Flip-Flop on Florida State
Two weeks ago, the National Collegiate Athletic Association declared any use of Native American names and mascots to be “hostile and offensive.” Tuesday, it made the first of what could be multiple exceptions to its new policy on the use of Indian imagery, removing Florida State University from its list of institutions facing restrictions on participation in NCAA championships.
When the NCAA unveiled its policy on August 5, after what its officials described as a "reasoned" deliberative process that took the better part of four years, no institution objected more strenuously than Florida State.

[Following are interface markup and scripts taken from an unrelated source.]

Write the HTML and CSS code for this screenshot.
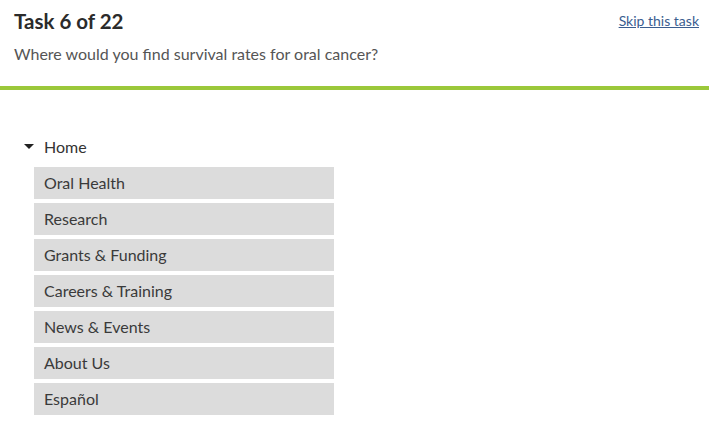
FILE: index.html
```html
<!DOCTYPE html>
<html lang="en">
<head>
  <meta charset="UTF-8">
  <title>Task 6 of 22</title>
  <meta name="viewport" content="width=device-width, initial-scale=1.0">
  <link rel="stylesheet" href="styles.css">
</head>
<body>

  <header class="task-header">
    <div class="task-top">
      <h1>Task 6 of 22</h1>
      <a href="#" class="skip-link">Skip this task</a>
    </div>
    <p class="task-question">Where would you find survival rates for oral cancer?</p>
  </header>

  <div class="tree">
    <div class="tree-root">
      <span class="caret"></span>
      <span>Home</span>
    </div>
    <ul class="tree-children">
      <li>Oral Health</li>
      <li>Research</li>
      <li>Grants &amp; Funding</li>
      <li>Careers &amp; Training</li>
      <li>News &amp; Events</li>
      <li>About Us</li>
      <li>Español</li>
    </ul>
  </div>

</body>
</html>
```

FILE: styles.css
```css
* { box-sizing: border-box; margin: 0; padding: 0; }
body { background: #fff; font-family: Lato, "Open Sans", Arial, sans-serif; color: #333; }

.task-header {
  border-bottom: 4px solid #9bc83a;
  padding: 9px 10px 0 14px;
  height: 90px;
}

.task-top {
  display: flex;
  justify-content: space-between;
  align-items: flex-start;
}

.task-top h1 {
  font-size: 20.5px;
  font-weight: bold;
  color: #2b2b2b;
  line-height: 24px;
}

.skip-link {
  font-size: 14px;
  color: #3b5d8f;
  margin-top: 3px;
}

.task-question {
  margin-top: 11px;
  font-size: 16px;
  color: #555;
}

.tree {
  padding: 46px 0 0 24px;
}

.tree-root {
  display: flex;
  align-items: center;
  font-size: 16px;
  height: 20px;
}

.caret {
  width: 0;
  height: 0;
  border-left: 5px solid transparent;
  border-right: 5px solid transparent;
  border-top: 5px solid #222;
  margin-right: 10px;
}

.tree-children {
  list-style: none;
  margin: 11px 0 0 10px;
  width: 300px;
}

.tree-children li {
  background: #dcdcdc;
  height: 32px;
  line-height: 32px;
  padding-left: 10px;
  margin-bottom: 4px;
  font-size: 16px;
  color: #3a3a3a;
}
```
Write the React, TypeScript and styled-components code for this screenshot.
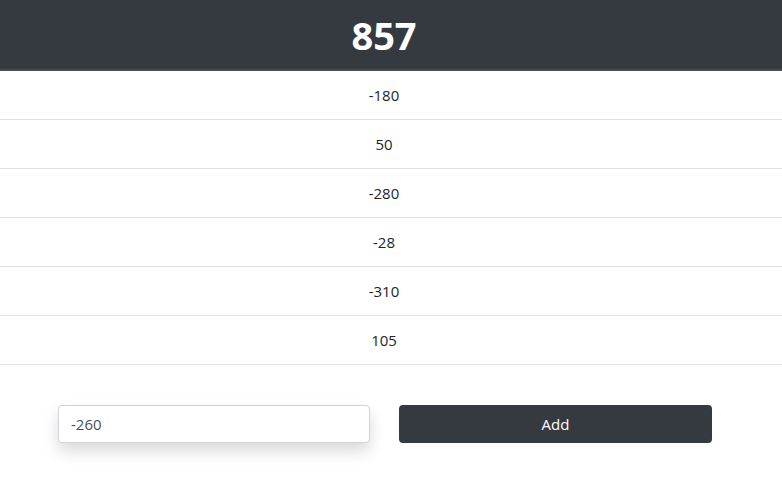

Its highly visible and successful teams bear the Seminole name and its football fans are rallied by a student, dressed as the Seminole leader Osceola, riding downfield on a horse with a flaming spear.
Threatening legal action, its officials complained that the NCAA had ignored the university’s longstanding relationship with the Seminole Tribe of Florida, which they said had formally endorsed the university’s use of its name and icons. (At the news conference announcing the new policy, an NCAA official responded to that point by asserting that another group of Seminoles, in Oklahoma, objected to the university’s use of the name, which Florida State officials disputed.)
Florida State became the first – and is still the only – institution to formally appeal the NCAA’s judgment.
Last Friday, in announcing how it would handle appeals, the NCAA said a “primary factor” in the reviews would be whether "documentation exists that a ‘namesake’ tribe has formally approved of the use of the mascot, name and imagery by the institution." But the association included a caution, warning that tribal approval might not be enough to overcome what its top official called “the NCAA’s responsibility to ensure an atmosphere of respect and sensitivity for all who attend and participate in our championships."
Tuesday, Bernard Franklin, the NCAA’s vice president for membership and governance, sought to hold the line over all on the mascot issue, even as it made an exception for Florida State.
“The NCAA Executive Committee continues to believe the stereotyping of Native Americans is wrong,” Franklin said.
"However, in its review of the particular circumstances regarding Florida State, the staff review committee noted the unique relationship between the university and the Seminole Tribe of Florida as a significant factor. The NCAA recognizes the many different points of view on this matter, particularly within the Native American community. The decision of a namesake sovereign tribe, regarding when and how its name and imagery can be used, must be respected even when others may not agree.”
Florida State officials welcomed the NCAA's decision. "For nearly 60 years, this university has proudly identified itself with the indomitable spirit of the Seminole Tribe of Florida, and we look forward to continuing our close relationship with this courageous tribe for many years to come," said President T.K. Wetherell.
The NCAA's decision, Franklin made clear, "applies to the unique relationship Florida State University has with the Seminole Tribe of Florida."
"The NCAA position on the use of Native American mascots, names and imagery has not changed, and the NCAA remains committed to ensuring an atmosphere of respect and sensitivity for all who participate in and attend our championships," he said, adding, “Requests for reviews from other institutions will be handled on a case-by-case basis.”
Some other institutions affected by the NCAA's mascot policy, including the University of Utah, have contended that local tribes support their use of the names.